##### Records shown #####

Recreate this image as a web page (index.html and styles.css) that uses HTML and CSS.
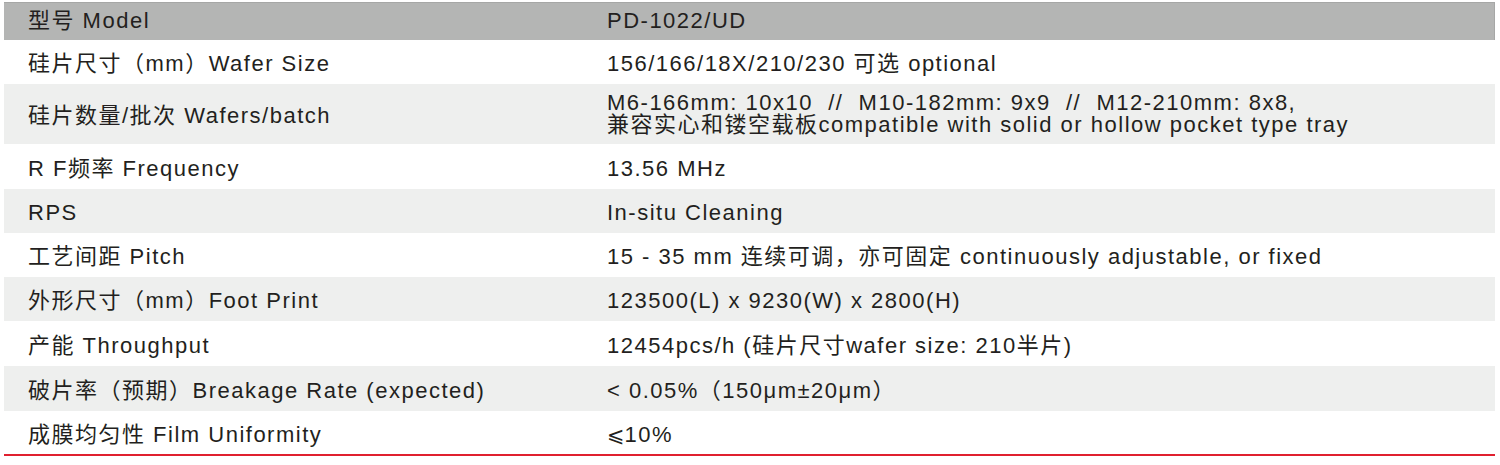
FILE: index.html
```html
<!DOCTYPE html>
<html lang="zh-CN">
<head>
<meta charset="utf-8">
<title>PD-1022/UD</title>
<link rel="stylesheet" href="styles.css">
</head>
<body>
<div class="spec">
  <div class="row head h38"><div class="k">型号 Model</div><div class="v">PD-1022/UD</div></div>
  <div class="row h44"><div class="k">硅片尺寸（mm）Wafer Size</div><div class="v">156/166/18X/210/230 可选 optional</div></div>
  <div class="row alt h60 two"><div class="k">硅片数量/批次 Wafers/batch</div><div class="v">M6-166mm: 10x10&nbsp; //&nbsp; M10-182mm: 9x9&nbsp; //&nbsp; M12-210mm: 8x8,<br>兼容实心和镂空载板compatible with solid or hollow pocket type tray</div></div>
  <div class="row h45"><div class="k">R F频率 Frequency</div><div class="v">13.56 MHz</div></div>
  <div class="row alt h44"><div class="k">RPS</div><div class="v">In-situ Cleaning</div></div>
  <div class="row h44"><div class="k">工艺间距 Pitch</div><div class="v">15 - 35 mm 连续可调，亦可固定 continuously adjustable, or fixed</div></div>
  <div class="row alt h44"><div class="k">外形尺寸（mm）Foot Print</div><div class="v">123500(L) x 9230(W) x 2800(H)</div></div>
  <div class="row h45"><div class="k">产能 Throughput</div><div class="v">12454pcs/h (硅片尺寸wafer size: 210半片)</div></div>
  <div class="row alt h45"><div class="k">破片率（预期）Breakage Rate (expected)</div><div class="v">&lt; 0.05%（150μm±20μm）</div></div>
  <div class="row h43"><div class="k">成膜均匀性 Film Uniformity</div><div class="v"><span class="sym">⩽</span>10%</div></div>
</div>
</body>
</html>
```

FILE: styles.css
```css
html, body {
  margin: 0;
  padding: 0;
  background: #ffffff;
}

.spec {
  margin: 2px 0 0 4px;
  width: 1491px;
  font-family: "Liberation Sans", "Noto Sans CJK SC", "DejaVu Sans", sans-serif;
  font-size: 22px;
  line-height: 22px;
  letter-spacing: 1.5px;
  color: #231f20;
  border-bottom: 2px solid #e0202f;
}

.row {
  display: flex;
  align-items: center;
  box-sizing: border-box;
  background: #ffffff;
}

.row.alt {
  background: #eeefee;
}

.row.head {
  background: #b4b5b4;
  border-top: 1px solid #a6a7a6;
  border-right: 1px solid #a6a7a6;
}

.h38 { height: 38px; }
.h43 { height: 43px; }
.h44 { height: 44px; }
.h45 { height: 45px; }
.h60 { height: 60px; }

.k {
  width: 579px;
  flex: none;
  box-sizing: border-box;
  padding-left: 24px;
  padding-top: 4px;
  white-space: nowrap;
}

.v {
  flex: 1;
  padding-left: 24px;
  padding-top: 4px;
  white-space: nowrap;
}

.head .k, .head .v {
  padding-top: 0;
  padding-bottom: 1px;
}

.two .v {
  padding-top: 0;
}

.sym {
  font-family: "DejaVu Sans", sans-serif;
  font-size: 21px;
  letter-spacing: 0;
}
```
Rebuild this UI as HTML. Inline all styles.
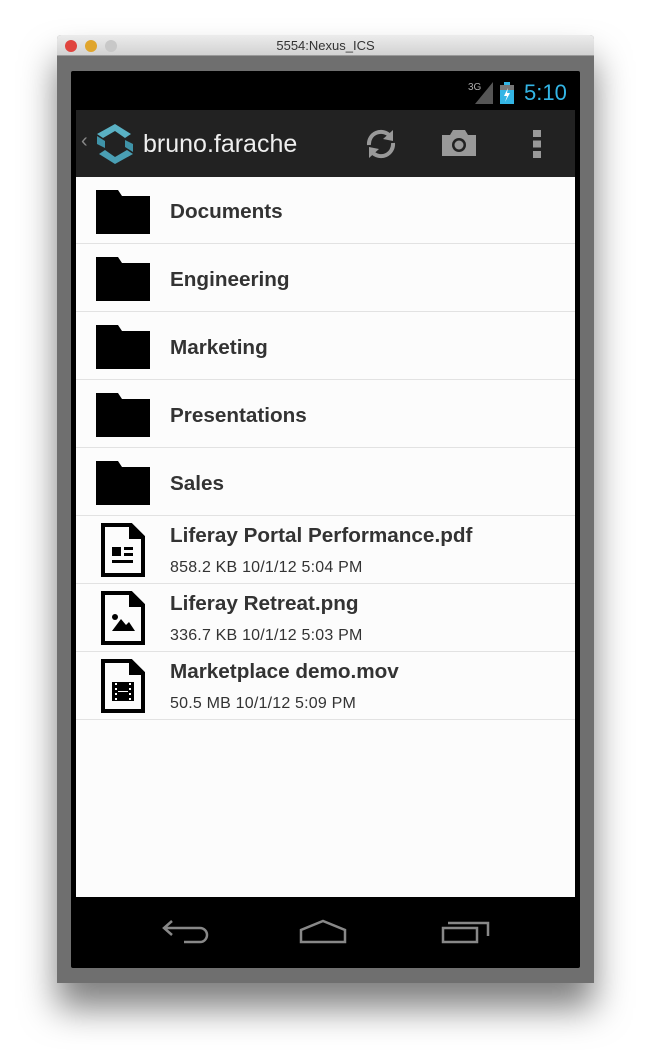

#####
##### Records shown #####

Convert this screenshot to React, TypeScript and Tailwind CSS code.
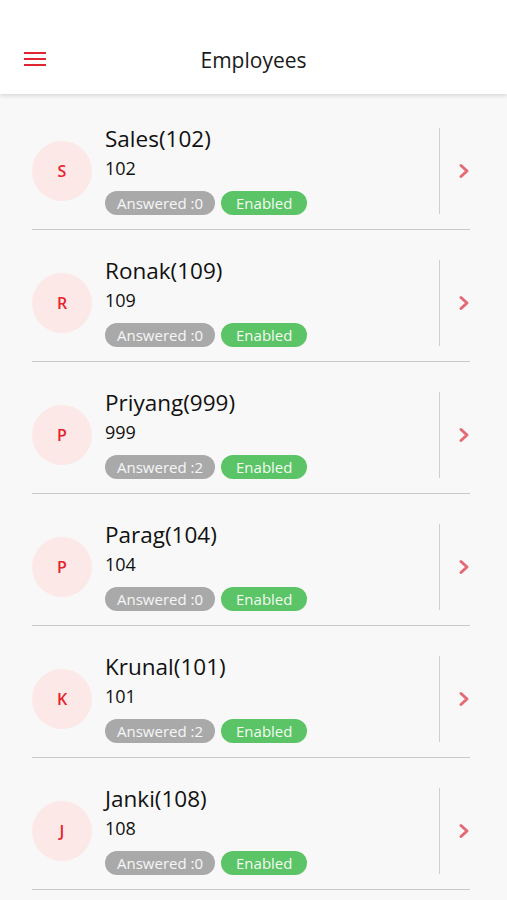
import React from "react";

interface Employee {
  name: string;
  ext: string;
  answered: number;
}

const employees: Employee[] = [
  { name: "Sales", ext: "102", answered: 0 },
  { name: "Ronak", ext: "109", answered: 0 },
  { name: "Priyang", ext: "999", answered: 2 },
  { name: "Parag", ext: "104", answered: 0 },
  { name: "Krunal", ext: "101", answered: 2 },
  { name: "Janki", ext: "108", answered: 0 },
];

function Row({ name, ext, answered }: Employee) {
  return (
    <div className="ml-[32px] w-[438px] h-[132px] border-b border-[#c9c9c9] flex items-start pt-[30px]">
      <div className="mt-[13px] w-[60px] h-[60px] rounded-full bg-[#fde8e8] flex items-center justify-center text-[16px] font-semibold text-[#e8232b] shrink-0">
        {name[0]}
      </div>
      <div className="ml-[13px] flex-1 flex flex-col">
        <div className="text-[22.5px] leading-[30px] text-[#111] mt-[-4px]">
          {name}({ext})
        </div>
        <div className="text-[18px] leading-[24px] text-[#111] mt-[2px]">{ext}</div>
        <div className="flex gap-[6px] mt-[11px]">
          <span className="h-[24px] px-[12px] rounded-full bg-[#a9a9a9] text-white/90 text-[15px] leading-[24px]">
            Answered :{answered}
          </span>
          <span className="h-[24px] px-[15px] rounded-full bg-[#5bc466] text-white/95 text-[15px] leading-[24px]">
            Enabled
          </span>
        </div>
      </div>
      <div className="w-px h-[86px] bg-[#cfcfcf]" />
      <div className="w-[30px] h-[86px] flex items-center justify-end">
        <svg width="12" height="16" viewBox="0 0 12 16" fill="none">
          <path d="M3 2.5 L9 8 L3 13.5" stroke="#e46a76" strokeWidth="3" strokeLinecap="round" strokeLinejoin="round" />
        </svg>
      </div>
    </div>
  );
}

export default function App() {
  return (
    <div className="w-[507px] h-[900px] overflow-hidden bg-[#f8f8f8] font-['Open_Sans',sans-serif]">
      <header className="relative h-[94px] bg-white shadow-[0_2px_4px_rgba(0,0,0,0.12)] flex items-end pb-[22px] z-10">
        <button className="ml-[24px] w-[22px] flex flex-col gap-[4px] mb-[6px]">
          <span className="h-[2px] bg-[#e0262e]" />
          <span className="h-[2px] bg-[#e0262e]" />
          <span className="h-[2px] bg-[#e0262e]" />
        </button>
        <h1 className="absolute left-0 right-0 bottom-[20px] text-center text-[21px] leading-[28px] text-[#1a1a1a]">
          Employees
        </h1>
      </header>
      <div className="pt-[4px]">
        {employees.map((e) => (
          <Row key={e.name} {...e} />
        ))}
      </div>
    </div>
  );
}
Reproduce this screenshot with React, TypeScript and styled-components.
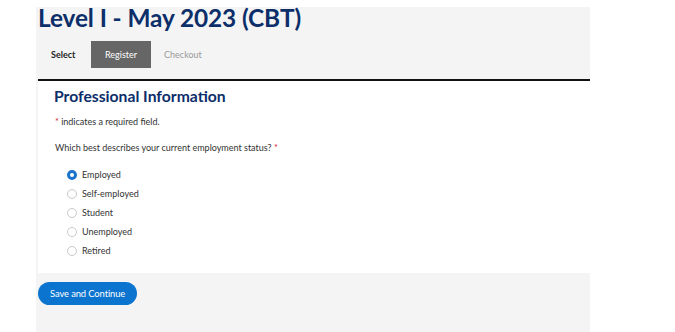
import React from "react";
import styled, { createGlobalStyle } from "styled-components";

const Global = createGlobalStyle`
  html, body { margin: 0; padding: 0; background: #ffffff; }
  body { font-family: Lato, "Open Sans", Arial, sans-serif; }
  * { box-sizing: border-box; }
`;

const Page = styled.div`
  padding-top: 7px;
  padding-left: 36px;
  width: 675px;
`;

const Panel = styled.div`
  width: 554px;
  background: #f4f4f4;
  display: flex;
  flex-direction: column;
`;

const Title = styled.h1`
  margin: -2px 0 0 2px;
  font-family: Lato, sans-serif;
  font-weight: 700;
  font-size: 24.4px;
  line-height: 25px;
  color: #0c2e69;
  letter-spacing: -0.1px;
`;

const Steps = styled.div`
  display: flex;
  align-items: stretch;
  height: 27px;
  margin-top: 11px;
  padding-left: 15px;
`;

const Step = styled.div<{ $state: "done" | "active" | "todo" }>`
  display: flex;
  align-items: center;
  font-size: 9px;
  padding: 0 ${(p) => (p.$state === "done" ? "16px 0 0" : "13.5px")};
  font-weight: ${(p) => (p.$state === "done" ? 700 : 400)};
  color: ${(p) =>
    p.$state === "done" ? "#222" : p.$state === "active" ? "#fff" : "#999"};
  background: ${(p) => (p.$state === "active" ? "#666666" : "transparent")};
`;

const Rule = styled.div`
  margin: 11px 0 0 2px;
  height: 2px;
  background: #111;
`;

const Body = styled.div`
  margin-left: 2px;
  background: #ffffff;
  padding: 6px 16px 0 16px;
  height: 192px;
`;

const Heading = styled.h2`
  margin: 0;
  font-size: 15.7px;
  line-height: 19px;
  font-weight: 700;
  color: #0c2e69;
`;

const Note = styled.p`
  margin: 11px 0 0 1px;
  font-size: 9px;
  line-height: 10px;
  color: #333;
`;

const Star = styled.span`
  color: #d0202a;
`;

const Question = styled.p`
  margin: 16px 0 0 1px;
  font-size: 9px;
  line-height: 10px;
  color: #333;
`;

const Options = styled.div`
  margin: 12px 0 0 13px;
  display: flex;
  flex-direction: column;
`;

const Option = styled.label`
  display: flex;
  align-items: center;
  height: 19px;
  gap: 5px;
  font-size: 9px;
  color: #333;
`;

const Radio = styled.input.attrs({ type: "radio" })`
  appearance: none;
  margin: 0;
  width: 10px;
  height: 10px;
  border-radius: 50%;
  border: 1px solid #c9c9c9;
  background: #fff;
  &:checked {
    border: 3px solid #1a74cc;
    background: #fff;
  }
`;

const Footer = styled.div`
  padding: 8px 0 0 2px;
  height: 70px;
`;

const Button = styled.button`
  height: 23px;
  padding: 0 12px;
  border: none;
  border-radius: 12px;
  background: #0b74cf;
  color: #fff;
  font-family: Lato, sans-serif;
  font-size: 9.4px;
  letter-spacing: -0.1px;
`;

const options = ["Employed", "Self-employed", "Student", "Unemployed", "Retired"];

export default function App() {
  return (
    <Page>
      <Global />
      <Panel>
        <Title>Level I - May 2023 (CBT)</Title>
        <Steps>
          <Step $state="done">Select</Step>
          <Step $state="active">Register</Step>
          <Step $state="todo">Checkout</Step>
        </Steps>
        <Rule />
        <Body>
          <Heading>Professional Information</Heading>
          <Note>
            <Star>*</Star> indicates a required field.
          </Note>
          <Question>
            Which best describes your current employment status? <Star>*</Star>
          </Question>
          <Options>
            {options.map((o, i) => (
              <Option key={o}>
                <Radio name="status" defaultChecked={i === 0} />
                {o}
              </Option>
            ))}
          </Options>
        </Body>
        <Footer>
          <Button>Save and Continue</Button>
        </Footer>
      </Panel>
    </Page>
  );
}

#####

* [Job] Find each line in the records holding the string "styles" and show it.

* [Solution to the problem]
Recreate this image as a web page (index.html and styles.css) that uses HTML and CSS.
<link rel="stylesheet" href="styles.css">
FILE: styles.css
Rebuild this UI as HTML. Inline all styles.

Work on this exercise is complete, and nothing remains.